Le champ Photovoltaïque est composé de 20 capteurs, qui alimentent deux onduleurs de 3.2 kW pour une puissance totale de 6.4 kW.

L’énergie est stockée par des batteries, et sert à alimenter l’éclairage, l’informatique et l’internet par satellite, le petit électroménager et même la salle de cinéma !

Panneaux photovoltaïques posés au sol pour faciliter leur entretien, mais aussi leur arrosage et bénéficier de l’évapo-transpiration du gazon

Pour les besoins de plus grande puissance et pour permettre l’autonomie complète même en cas de longue période nuageuse, des groupes électrogènes fonctionnant au diesel viennent compléter l’installation.

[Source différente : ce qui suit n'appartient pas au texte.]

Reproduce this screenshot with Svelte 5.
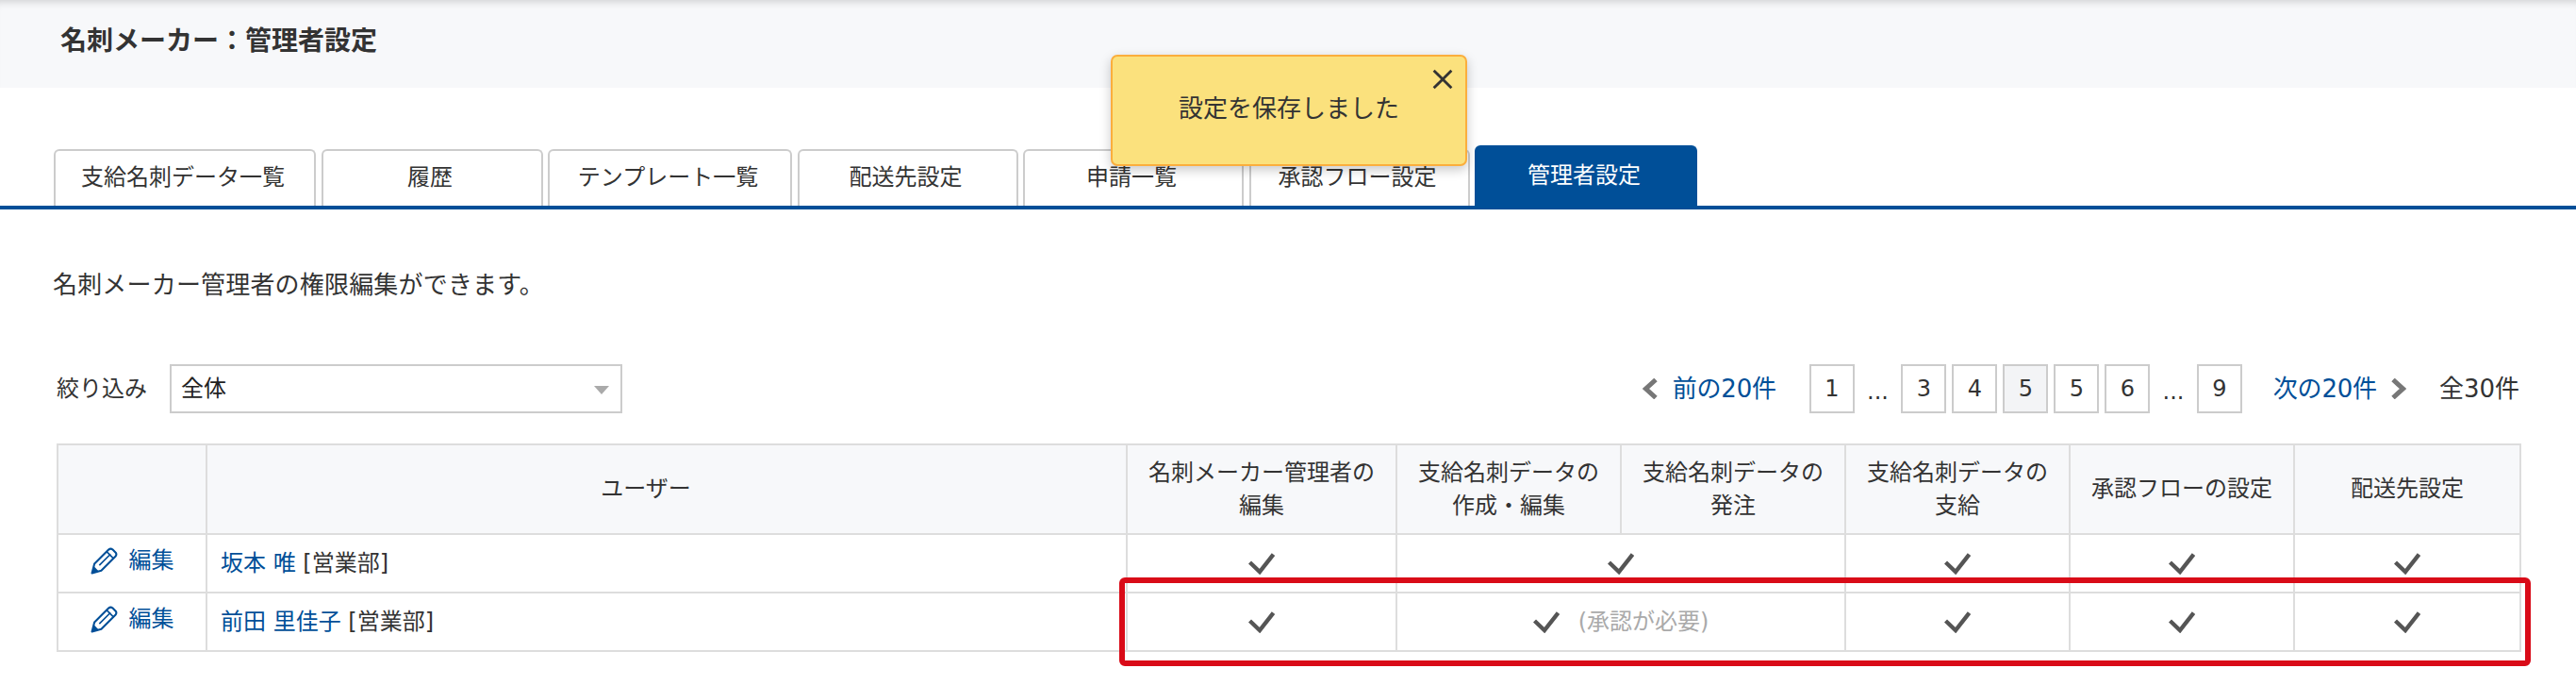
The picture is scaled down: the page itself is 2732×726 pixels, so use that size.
<script>
	const tabs = [
		{ label: '支給名刺データ一覧', width: 278 },
		{ label: '履歴', width: 235 },
		{ label: 'テンプレート一覧', width: 259 },
		{ label: '配送先設定', width: 234 },
		{ label: '申請一覧', width: 234 },
		{ label: '承認フロー設定', width: 234 },
		{ label: '管理者設定', width: 236, active: true }
	];
	const pages = ['1', '...', '3', '4', '5', '5', '6', '...', '9'];
	const users = [
		{ name: '坂本 唯', pending: false },
		{ name: '前田 里佳子', pending: true }
	];
</script>

{#snippet check()}
	<svg class="check" viewBox="0 0 28 24" width="28" height="24" aria-hidden="true">
		<path d="M1.5 11 L12 21 L26.5 2.5" fill="none" stroke="#555" stroke-width="4.4" />
	</svg>
{/snippet}

{#snippet pencil()}
	<svg class="pencil" viewBox="0 0 28 28" width="29" height="29" aria-hidden="true">
		<path
			d="M1.5 26.5 L4 17 L18.5 2.5 Q20.5 .8 22.5 2.2 L25.8 5.5 Q27.2 7.5 25.5 9.5 L11 24 Z"
			fill="none"
			stroke="currentColor"
			stroke-width="2"
			stroke-linejoin="round"
		/>
		<path d="M16.5 4.5 L23.5 11.5 M9 18.5 L20.5 7" fill="none" stroke="currentColor" stroke-width="1.6" />
		<path d="M1.5 26.5 L3.5 19.5 L8.5 24.5 Z" fill="currentColor" />
	</svg>
{/snippet}

<div class="page">
	<header class="app-header">
		<h1>名刺メーカー：管理者設定</h1>
	</header>

	<nav class="tabs">
		{#each tabs as tab}
			<div class="tab" class:active={tab.active} style="width: {tab.width}px">{tab.label}</div>
		{/each}
	</nav>

	<p class="lead">名刺メーカー管理者の権限編集ができます。</p>

	<div class="toolbar">
		<div class="filter">
			<span>絞り込み</span>
			<div class="select">全体</div>
		</div>
		<div class="pager">
			<svg class="chevron" viewBox="0 0 16 22" width="16" height="22" aria-hidden="true">
				<path d="M14 1.5 L3.5 11 L14 20.5" fill="none" stroke="#777" stroke-width="5" />
			</svg>
			<a class="pager-link prev">前の20件</a>
			<div class="pages">
				{#each pages as p, i}
					{#if p === '...'}
						<span class="dots">...</span>
					{:else}
						<span class="num" class:current={i === 4}>{p}</span>
					{/if}
				{/each}
			</div>
			<a class="pager-link next">次の20件</a>
			<svg class="chevron" viewBox="0 0 16 22" width="16" height="22" aria-hidden="true">
				<path d="M2 1.5 L12.5 11 L2 20.5" fill="none" stroke="#777" stroke-width="5" />
			</svg>
			<span class="total">全30件</span>
		</div>
	</div>

	<div class="table-wrap">
		<table>
			<colgroup>
				<col style="width: 158px" />
				<col style="width: 976px" />
				<col style="width: 286px" />
				<col style="width: 238px" />
				<col style="width: 238px" />
				<col style="width: 238px" />
				<col style="width: 238px" />
				<col style="width: 240px" />
			</colgroup>
			<thead>
				<tr>
					<th></th>
					<th class="user-head">ユーザー</th>
					<th>名刺メーカー管理者の<br />編集</th>
					<th>支給名刺データの<br />作成・編集</th>
					<th>支給名刺データの<br />発注</th>
					<th>支給名刺データの<br />支給</th>
					<th>承認フローの設定</th>
					<th>配送先設定</th>
				</tr>
			</thead>
			<tbody>
				{#each users as user}
					<tr>
						<td class="edit">
							<a class="edit-link">{@render pencil()}<span>編集</span></a>
						</td>
						<td class="user"><a>{user.name}</a> [営業部]</td>
						<td class="mark">{@render check()}</td>
						<td class="mark" colspan="2">
							<div class="span-mark">
								{@render check()}
								{#if user.pending}<span class="note">(承認が必要)</span>{/if}
							</div>
						</td>
						<td class="mark">{@render check()}</td>
						<td class="mark">{@render check()}</td>
						<td class="mark">{@render check()}</td>
					</tr>
				{/each}
			</tbody>
		</table>
		<div class="highlight"></div>
	</div>

	<div class="toast">
		<span>設定を保存しました</span>
		<svg class="close" viewBox="0 0 20 20" width="22" height="22" aria-hidden="true">
			<path d="M1.5 1.5 L18.5 18.5 M18.5 1.5 L1.5 18.5" fill="none" stroke="#333" stroke-width="2.6" />
		</svg>
	</div>
</div>

<style>
	:global(body) {
		background: #fff;
	}

	.page {
		position: relative;
		min-height: 726px;
		color: #333;
		font-family: 'DejaVu Sans', 'Noto Sans CJK JP', sans-serif;
		font-size: 24px;
		line-height: 35px;
	}

	.app-header {
		height: 93px;
		background: #f7f8fa;
		box-shadow: inset 0 9px 8px -7px rgba(0, 0, 0, 0.16);
		padding-left: 64px;
		display: flex;
		align-items: center;
		box-sizing: border-box;
		padding-bottom: 6px;
	}

	h1 {
		margin: 0;
		font-size: 28px;
		font-weight: 700;
		color: #333;
	}

	.tabs {
		margin-top: 61px;
		height: 68px;
		box-sizing: border-box;
		padding-left: 57px;
		border-bottom: 4px solid #004f98;
		display: flex;
		align-items: flex-end;
		gap: 5.5px;
	}

	.tab {
		box-sizing: border-box;
		height: 60px;
		border: 2px solid #ccc;
		border-bottom: none;
		border-radius: 6px 6px 0 0;
		display: flex;
		align-items: center;
		justify-content: center;
		padding: 0 4px 2px 0;
	}

	.tab.active {
		height: 64px;
		background: #004f98;
		border-color: #004f98;
		color: #fff;
	}

	.lead {
		margin: 62px 0 0 56px;
		font-size: 26px;
		line-height: 36px;
		letter-spacing: 0.18px;
		color: #333;
	}

	.toolbar {
		margin-top: 66px;
		padding: 0 60px;
		display: flex;
		justify-content: space-between;
		align-items: center;
	}

	.filter {
		display: flex;
		align-items: center;
		gap: 24px;
	}

	.select {
		box-sizing: border-box;
		width: 480px;
		height: 52px;
		border: 2px solid #ccc;
		padding-left: 10px;
		display: flex;
		align-items: center;
		position: relative;
		color: #222;
	}

	.select::after {
		content: '';
		position: absolute;
		right: 12px;
		top: 21px;
		border-left: 8px solid transparent;
		border-right: 8px solid transparent;
		border-top: 9px solid #aaa;
	}

	.pager {
		display: flex;
		align-items: center;
		font-size: 26px;
	}

	.pager-link {
		color: #004f98;
		letter-spacing: -0.2px;
	}

	.prev {
		margin: 0 35px 0 16px;
	}

	.next {
		margin: 0 15px 0 33px;
	}

	.total {
		margin-left: 35px;
	}

	.pages {
		display: flex;
		gap: 6px;
		font-size: 24px;
	}

	.num {
		box-sizing: border-box;
		width: 48px;
		height: 52px;
		border: 2px solid #ccc;
		display: flex;
		align-items: center;
		justify-content: center;
	}

	.num.current {
		background: #f3f4f6;
	}

	.dots {
		width: 37.5px;
		display: flex;
		align-items: center;
		justify-content: center;
		padding-top: 6px;
	}

	.table-wrap {
		margin: 32px 60px 0;
		position: relative;
		width: 2612px;
	}

	table {
		width: 2612px;
		table-layout: fixed;
		border-collapse: collapse;
	}

	th,
	td {
		border: 2px solid #ddd;
		padding: 0;
	}

	th {
		height: 93px;
		background: #f7f8fa;
		font-weight: 400;
		text-align: center;
	}

	.user-head {
		padding-right: 44px;
	}

	td {
		height: 60px;
	}

	.edit-link {
		display: flex;
		align-items: center;
		justify-content: center;
		gap: 12px;
		color: #004f98;
		margin-top: -6px;
	}

	.user {
		padding-left: 14px;
	}

	.user a {
		color: #004f98;
	}

	.mark {
		text-align: center;
	}

	.check {
		display: block;
		margin: 0 auto;
	}

	.span-mark {
		display: flex;
		align-items: center;
		justify-content: center;
		gap: 20px;
	}

	.span-mark .check {
		margin: 0;
	}

	.note {
		color: #aaa;
	}

	.highlight {
		position: absolute;
		box-sizing: border-box;
		left: 1127px;
		top: 142px;
		width: 1497px;
		height: 94px;
		border: 6px solid #d90b18;
		border-radius: 6px;
		pointer-events: none;
	}

	.toast {
		position: absolute;
		left: 1178px;
		top: 58px;
		box-sizing: border-box;
		width: 378px;
		height: 118px;
		background: #fbe17d;
		border: 2px solid #fbae3c;
		border-radius: 7px;
		box-shadow: 0 4px 12px rgba(0, 0, 0, 0.22);
		display: flex;
		align-items: center;
		justify-content: center;
		font-size: 26px;
		padding-bottom: 4px;
	}

	.close {
		position: absolute;
		right: 13px;
		top: 13px;
	}
</style>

Aujourd’hui, un centre de conférence pour faire vivre l’expérience aux visiteurs

Ce lieu était initialement pensé comme un démonstrateur à échelle 1, comme un exemple d’habitat occupé et visitable, partageable pour quiconque voulant toucher du doigt cette réalité. Mais l’expérience est allée plus loin car il est désormais en mesure de recevoir des séminaires d’entreprise, des groupes d’étudiants ou encore des groupes de visiteurs enclins à vivre une expérience bioclimatique.

Local technique avec à gauche les batteries, au centre la tête du forage et à droite le traitement de l’eau

Plusieurs grandes entreprises du bâtiment ont déjà tenu des réunions en lien avec les enjeux de la construction bioclimatique et du changement climatique. Cela permet une certaine déconnexion et surtout une expérience vivante pour des décideurs souvent coupés de ces réalités.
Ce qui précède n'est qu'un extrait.